=== Work to do ===
Reproduce every line in the listing that contains the word "with".
START
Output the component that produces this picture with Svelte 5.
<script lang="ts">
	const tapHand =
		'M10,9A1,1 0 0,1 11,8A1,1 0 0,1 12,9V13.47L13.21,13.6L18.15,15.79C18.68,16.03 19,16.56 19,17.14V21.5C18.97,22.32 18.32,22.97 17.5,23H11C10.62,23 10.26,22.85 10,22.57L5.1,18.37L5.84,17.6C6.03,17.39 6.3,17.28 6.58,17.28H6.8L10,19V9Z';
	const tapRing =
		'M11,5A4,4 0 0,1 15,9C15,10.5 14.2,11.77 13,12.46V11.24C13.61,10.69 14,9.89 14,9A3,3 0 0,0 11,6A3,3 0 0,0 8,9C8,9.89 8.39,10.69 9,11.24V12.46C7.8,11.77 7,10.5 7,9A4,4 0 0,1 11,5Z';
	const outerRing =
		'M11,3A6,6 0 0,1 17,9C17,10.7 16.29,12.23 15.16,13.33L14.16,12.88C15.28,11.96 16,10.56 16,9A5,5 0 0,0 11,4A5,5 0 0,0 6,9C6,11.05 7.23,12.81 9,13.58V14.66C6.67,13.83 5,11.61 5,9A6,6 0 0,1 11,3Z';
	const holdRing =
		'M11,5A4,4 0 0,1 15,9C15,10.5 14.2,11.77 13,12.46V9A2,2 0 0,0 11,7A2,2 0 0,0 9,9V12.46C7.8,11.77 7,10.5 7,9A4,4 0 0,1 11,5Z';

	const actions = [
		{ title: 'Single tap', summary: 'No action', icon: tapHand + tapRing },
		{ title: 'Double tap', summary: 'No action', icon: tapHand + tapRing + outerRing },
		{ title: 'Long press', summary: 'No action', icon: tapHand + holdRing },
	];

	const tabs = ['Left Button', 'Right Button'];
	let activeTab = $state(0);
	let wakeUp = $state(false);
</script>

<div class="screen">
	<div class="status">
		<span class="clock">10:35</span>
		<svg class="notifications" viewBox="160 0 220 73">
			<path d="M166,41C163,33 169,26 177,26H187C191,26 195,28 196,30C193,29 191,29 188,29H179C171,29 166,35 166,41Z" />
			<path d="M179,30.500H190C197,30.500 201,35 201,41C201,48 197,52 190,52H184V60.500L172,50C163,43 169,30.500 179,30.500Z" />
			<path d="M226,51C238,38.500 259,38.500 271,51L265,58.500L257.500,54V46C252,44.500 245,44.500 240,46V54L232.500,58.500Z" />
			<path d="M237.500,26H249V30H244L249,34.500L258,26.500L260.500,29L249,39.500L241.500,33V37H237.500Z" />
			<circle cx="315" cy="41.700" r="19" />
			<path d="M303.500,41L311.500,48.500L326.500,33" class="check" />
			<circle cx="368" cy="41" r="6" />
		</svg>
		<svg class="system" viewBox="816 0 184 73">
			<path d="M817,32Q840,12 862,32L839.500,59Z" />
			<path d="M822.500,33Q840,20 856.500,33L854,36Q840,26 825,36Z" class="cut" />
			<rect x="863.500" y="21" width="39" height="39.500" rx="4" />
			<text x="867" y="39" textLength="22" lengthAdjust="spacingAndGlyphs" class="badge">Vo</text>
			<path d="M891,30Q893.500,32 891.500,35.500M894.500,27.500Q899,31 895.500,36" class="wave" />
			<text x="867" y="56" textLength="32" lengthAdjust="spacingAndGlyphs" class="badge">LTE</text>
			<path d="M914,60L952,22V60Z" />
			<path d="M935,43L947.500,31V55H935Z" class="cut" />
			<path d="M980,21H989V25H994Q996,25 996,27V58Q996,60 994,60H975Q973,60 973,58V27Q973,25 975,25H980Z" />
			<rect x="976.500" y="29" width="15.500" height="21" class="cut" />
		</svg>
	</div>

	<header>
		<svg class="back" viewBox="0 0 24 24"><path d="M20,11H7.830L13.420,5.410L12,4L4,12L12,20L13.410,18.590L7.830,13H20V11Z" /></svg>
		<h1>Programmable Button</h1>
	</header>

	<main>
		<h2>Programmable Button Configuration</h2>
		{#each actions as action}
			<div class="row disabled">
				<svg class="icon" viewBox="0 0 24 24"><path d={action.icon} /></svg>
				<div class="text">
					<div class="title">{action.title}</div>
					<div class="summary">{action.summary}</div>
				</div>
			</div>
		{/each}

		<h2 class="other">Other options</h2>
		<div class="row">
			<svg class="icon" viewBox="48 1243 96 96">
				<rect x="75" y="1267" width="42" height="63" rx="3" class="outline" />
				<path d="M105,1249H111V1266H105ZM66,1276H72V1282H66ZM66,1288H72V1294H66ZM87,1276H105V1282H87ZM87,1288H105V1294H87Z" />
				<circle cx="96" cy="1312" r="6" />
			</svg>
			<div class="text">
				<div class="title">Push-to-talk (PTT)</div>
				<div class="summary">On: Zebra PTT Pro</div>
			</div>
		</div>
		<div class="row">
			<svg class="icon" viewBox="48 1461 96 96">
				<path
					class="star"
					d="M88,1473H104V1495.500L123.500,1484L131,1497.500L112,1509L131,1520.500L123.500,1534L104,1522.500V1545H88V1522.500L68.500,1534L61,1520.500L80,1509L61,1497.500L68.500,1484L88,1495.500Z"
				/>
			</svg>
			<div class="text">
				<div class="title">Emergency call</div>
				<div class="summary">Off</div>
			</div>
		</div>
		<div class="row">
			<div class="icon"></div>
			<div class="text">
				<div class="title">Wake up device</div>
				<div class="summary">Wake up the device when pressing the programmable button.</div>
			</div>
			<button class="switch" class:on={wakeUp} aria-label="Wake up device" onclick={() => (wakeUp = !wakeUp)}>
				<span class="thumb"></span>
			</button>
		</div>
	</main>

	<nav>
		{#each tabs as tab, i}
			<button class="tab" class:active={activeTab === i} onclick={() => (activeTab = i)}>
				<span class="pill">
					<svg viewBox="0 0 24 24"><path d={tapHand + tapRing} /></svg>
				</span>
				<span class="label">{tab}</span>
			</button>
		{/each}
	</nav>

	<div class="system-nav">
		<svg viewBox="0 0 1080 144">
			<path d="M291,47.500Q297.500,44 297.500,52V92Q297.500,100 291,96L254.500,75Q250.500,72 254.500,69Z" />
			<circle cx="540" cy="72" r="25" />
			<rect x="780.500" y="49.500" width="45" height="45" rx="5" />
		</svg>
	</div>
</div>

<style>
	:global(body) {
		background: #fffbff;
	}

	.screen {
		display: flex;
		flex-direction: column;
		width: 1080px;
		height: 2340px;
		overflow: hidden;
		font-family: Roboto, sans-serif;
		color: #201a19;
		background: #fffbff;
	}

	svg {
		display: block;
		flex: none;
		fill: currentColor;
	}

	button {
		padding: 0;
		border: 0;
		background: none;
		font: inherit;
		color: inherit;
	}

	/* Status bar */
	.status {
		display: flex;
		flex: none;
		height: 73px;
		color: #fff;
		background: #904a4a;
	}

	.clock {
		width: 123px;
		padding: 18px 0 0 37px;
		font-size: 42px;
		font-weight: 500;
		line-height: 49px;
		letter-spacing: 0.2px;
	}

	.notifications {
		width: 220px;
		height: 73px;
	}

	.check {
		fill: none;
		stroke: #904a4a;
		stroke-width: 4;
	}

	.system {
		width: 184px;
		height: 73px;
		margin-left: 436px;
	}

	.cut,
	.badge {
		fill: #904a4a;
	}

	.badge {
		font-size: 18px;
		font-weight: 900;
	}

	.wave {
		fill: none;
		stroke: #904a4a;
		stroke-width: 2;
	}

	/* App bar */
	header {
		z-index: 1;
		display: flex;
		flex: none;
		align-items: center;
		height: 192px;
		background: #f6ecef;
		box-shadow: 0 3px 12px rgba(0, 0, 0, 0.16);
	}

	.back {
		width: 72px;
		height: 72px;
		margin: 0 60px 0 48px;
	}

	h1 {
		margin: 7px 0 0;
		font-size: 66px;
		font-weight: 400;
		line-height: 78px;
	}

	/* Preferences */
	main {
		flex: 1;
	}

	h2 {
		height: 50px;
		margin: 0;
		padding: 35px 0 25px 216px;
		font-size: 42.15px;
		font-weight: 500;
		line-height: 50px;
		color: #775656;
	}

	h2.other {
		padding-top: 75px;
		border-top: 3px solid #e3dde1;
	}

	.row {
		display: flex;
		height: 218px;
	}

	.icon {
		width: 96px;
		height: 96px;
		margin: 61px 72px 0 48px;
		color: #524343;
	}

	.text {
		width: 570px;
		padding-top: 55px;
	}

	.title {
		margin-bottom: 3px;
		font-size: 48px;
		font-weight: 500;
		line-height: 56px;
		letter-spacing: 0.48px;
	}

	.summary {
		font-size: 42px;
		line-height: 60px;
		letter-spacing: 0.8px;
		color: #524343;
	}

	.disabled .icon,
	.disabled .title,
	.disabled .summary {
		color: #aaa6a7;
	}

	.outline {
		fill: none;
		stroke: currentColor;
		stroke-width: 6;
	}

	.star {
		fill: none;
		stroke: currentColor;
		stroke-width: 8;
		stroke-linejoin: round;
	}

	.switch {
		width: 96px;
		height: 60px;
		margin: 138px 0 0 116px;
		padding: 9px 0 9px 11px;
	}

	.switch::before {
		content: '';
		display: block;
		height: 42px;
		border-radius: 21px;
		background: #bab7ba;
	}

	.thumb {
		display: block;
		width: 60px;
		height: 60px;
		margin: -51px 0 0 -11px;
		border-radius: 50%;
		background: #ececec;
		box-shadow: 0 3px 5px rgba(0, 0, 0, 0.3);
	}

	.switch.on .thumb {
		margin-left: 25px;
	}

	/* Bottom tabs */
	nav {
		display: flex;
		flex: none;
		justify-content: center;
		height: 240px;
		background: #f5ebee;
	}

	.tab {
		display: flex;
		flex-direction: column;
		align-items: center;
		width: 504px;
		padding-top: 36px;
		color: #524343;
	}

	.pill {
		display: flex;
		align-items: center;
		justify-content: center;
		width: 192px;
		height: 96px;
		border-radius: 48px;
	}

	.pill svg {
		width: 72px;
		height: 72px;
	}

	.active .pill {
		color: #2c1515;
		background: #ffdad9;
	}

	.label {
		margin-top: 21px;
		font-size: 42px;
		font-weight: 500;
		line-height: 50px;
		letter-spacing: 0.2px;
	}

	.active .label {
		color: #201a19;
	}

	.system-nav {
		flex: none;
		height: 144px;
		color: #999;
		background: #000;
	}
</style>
END
START
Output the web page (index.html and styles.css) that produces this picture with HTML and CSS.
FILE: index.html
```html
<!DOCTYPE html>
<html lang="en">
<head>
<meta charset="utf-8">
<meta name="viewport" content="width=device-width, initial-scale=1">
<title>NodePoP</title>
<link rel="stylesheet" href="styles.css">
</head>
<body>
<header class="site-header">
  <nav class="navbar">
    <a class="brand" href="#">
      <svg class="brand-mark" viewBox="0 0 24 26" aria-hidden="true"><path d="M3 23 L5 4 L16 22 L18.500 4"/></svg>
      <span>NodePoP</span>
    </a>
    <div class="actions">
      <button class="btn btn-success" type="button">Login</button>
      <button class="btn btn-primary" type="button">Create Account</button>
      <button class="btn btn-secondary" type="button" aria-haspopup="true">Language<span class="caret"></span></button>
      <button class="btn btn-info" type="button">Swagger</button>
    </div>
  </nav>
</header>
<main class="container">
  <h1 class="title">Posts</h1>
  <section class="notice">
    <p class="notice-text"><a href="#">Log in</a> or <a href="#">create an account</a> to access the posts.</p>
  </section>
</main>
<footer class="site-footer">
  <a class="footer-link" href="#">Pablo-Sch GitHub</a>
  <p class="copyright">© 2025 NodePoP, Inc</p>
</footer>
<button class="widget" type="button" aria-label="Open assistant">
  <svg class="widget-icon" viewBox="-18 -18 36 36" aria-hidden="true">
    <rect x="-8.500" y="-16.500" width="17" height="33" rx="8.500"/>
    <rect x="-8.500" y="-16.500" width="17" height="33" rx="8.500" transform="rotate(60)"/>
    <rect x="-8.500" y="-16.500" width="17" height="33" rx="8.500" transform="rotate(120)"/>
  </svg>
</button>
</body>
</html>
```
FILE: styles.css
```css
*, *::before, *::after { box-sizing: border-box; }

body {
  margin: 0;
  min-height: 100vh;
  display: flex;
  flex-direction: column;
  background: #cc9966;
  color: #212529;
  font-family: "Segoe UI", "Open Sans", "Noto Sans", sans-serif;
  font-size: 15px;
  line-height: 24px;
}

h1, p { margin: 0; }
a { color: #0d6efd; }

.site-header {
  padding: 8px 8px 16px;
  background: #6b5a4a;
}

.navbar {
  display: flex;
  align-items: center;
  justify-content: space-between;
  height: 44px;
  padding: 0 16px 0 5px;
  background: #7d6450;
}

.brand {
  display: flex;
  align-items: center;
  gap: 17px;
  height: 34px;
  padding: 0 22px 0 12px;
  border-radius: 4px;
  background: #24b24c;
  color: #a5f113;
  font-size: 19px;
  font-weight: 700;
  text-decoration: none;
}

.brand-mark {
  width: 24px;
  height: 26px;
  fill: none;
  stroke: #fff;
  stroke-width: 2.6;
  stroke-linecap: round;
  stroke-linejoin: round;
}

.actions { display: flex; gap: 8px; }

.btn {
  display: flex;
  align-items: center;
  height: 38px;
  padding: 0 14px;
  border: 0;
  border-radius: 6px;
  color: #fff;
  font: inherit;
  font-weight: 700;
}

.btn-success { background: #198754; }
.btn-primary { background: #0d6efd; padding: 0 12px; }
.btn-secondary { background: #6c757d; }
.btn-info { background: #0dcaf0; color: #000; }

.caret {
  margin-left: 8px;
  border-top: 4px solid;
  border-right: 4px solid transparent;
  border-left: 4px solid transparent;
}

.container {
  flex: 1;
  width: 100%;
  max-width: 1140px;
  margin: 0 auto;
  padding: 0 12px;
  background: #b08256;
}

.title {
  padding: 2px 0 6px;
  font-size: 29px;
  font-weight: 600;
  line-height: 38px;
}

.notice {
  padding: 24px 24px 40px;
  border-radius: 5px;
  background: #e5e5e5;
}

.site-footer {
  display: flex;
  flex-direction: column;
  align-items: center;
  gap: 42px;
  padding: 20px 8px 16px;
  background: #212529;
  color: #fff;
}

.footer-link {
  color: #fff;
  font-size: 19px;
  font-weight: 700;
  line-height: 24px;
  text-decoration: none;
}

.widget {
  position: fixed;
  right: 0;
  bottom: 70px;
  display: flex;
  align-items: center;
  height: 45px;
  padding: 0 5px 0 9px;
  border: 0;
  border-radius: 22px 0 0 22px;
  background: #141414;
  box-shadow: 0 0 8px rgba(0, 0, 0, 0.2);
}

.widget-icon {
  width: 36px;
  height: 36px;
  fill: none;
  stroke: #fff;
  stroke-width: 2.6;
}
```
END
START
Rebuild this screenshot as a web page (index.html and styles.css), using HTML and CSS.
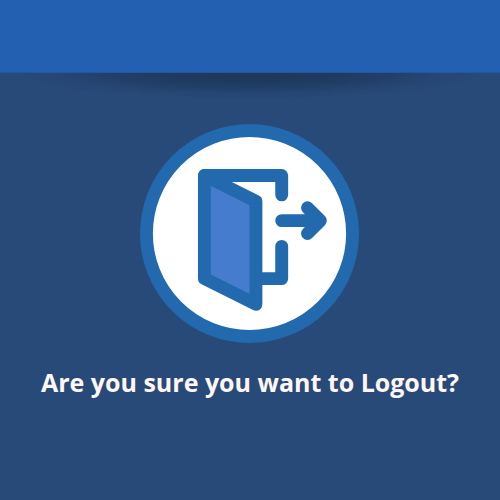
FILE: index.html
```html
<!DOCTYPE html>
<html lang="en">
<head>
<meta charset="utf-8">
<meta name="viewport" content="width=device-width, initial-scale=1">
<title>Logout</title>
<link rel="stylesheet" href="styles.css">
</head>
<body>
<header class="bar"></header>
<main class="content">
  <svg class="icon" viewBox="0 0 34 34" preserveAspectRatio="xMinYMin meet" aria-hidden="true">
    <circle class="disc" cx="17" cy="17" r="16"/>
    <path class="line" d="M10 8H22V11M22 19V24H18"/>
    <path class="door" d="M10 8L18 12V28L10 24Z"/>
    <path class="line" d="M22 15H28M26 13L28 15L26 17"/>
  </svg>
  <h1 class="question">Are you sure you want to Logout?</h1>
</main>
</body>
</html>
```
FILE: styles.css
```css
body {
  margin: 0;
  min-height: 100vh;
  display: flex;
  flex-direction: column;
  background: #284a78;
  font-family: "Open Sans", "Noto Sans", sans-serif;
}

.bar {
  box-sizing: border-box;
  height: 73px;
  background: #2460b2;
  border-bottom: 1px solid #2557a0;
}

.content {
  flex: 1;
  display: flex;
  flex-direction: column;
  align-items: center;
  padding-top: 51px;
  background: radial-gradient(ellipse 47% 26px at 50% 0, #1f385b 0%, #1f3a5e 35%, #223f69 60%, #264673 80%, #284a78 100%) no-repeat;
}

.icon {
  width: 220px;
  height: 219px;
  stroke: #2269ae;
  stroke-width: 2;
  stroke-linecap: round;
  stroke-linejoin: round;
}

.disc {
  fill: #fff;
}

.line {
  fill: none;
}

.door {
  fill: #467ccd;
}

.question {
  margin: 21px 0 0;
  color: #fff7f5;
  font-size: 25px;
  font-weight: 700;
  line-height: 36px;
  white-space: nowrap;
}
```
END
=== Response below ===
Output the component that produces this picture with Svelte 5.
Output the web page (index.html and styles.css) that produces this picture with HTML and CSS.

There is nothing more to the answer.